I used to work with a manager that I really like, Adam. We were chatting on a Monday morning about our weekends. He told me how he’d had such a great weekend. And said it all started with the work week he’d had prior. He spoke about how great he felt to have worked towards and then nailed Friday morning’s board meeting. And to then head back to his office and nail some really meaningful stuff that he’d been working on. He’d had a big and demanding week, working long and hard, yet he went home on Friday night energised and in a good mood. He then spoke about how this set him up for a great Friday night sharing a nice meal, wine and board games with his wife and daughter; and a great weekend doing different things.

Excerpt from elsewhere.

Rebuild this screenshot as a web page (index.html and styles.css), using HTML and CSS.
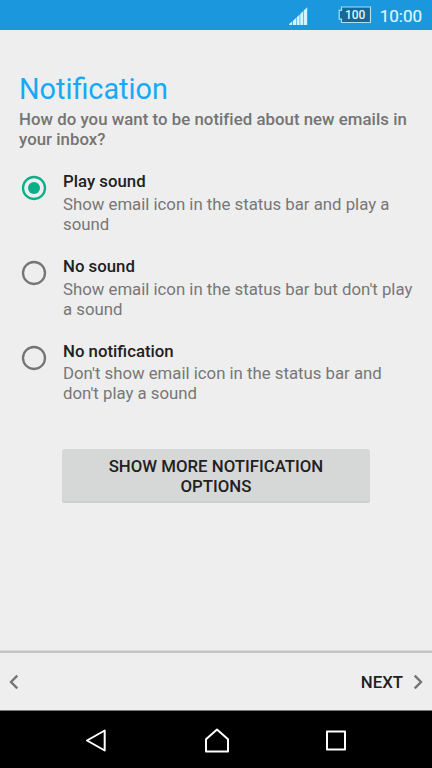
FILE: index.html
```html
<!DOCTYPE html>
<html lang="en">
<head>
<meta charset="utf-8">
<title>Notification</title>
<link rel="stylesheet" href="styles.css">
</head>
<body>
<div class="screen">
  <header class="status-bar">
    <svg class="signal" width="19" height="19" viewBox="0 0 19 19"><path d="M.3 18V17L3 14.6V18ZM3.8 18V14L7 11V18ZM7.6 18V10.5L10.6 7.6V18ZM11.2 18V7L14.2 4.1V18ZM14.8 18V3.5L18.2 .3V18Z"/></svg>
    <div class="battery">
      <svg class="battery-shape" width="34" height="18" viewBox="0 0 34 18"><path d="M3.5 1H32.5V16.5H3.5V13.2H1.2V4.3H3.5Z"/></svg>
      <span class="battery-level">100</span>
    </div>
    <span class="clock">10:00</span>
  </header>
  <main class="content">
    <h1 class="title">Notification</h1>
    <p class="question">How do you want to be notified about new emails in your inbox?</p>
    <div class="options">
      <div class="option">
        <svg class="radio selected" width="26" height="26" viewBox="0 0 26 26"><circle class="ring" cx="13" cy="13" r="11"/><circle class="dot" cx="13" cy="13" r="6"/></svg>
        <div class="option-text"><h2>Play sound</h2><p>Show email icon in the status bar and play a sound</p></div>
      </div>
      <div class="option">
        <svg class="radio" width="26" height="26" viewBox="0 0 26 26"><circle class="ring" cx="13" cy="13" r="11"/></svg>
        <div class="option-text"><h2>No sound</h2><p>Show email icon in the status bar but don't play a sound</p></div>
      </div>
      <div class="option">
        <svg class="radio" width="26" height="26" viewBox="0 0 26 26"><circle class="ring" cx="13" cy="13" r="11"/></svg>
        <div class="option-text"><h2>No notification</h2><p>Don't show email icon in the status bar and don't play a sound</p></div>
      </div>
    </div>
    <button class="more">SHOW MORE NOTIFICATION OPTIONS</button>
  </main>
  <footer class="pager">
    <svg class="chevron" width="10" height="16" viewBox="0 0 10 16"><path d="M8.3 1.7L2 8L8.3 14.3"/></svg>
    <div class="next"><span>NEXT</span><svg class="chevron" width="10" height="16" viewBox="0 0 10 16"><path d="M1.7 1.7L8 8L1.7 14.3"/></svg></div>
  </footer>
  <nav class="nav-bar">
    <svg width="24" height="26" viewBox="0 0 24 26"><path d="M20.7 2.5V22.5L3 12.5Z"/></svg>
    <svg width="26" height="26" viewBox="0 0 26 26"><path d="M13 1.5L24 11.3V23.5H2V11.3Z"/></svg>
    <svg width="22" height="26" viewBox="0 0 22 26"><path d="M2 3.5H20V21.5H2Z"/></svg>
  </nav>
</div>
</body>
</html>
```
FILE: styles.css
```css
* { box-sizing: border-box; }
body, h1, h2, p { margin: 0; }
body {
  font-family: Roboto, sans-serif;
  font-size: 16.8px;
  line-height: 20px;
  background: #eee;
}
.screen {
  width: 432px;
  height: 768px;
  display: flex;
  flex-direction: column;
  overflow: hidden;
}
.status-bar {
  height: 30px;
  flex: none;
  display: flex;
  justify-content: flex-end;
  align-items: flex-start;
  padding-right: 10px;
  background: #1b98dd;
  color: #dff6ff;
}
.signal { margin: 7px 30px 0 0; fill: #d2f6ff; }
.battery { position: relative; width: 34px; height: 18px; margin: 6px 8px 0 0; }
.battery-shape { display: block; fill: #14699a; stroke: #a9e0f5; stroke-width: 1.2; }
.battery-level {
  position: absolute;
  inset: 0 0 0 1px;
  text-align: center;
  font-size: 12px;
  font-weight: 500;
  line-height: 18px;
}
.clock { font-size: 17px; line-height: 32px; font-weight: 400; -webkit-text-stroke: .2px; }
.content { flex: 1; padding: 42px 17px 0 19px; }
.title { font-size: 28.8px; font-weight: 400; line-height: 34px; color: #16a9f5; }
.question { margin-top: 3px; font-weight: 500; letter-spacing: .04px; color: #747474; }
.options { margin-top: 22px; }
.option { display: flex; height: 84.8px; }
.radio { flex: none; margin: 4.3px 16px 0 2px; fill: none; stroke: #757575; stroke-width: 2.3; }
.selected { stroke: #0aae88; }
.dot { fill: #0aae88; stroke: none; }
.option-text { flex: 1; color: #777; }
.option-text h2 { font-size: 16.8px; font-weight: 500; line-height: 20px; color: #212121; margin-bottom: 2.8px; }
.option-text p { letter-spacing: -.01px; }
.more {
  display: block;
  width: 308px;
  height: 54px;
  margin: 23.4px 0 0 43px;
  padding: 0 40px;
  border: 0;
  border-radius: 3px;
  background: #d6d7d7;
  box-shadow: inset 0 -2px #cecfcf;
  font: 500 16.8px/20px Roboto, sans-serif;
  color: #212121;
}
.pager {
  flex: none;
  height: 61px;
  padding: 2px 9px 0;
  display: flex;
  align-items: center;
  justify-content: space-between;
  border-top: 1px solid #dadada;
  border-bottom: 1px solid #777;
  box-shadow: inset 0 2px #c4c4c4;
}
.chevron { fill: none; stroke: #757575; stroke-width: 2.4; }
.next { display: flex; align-items: center; gap: 10px; font-weight: 500; color: #212121; }
.nav-bar {
  flex: none;
  height: 57px;
  display: flex;
  justify-content: space-between;
  padding: 17px 85px 0 84px;
  background: #000;
}
.nav-bar svg { fill: none; stroke: #fff; stroke-width: 2; stroke-linejoin: round; }
```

And that great weekend set him up to come to work Monday morning feeling energised and enthusiastic for the work week ahead.
For me, this story captures how an engaging work experience sets us up to be better partners, parents, friends, community members etc. And that a good life outside of work sets us up to be better team members at work. It brings me back to not seeing work vs life as a zero-sum game. They can – and should – relate to each other in a positive feedback loop. It’s on us as leaders to normalise that relationship between work and life. And, when we do, the prizes for our organisations, people and society as a whole will be immense.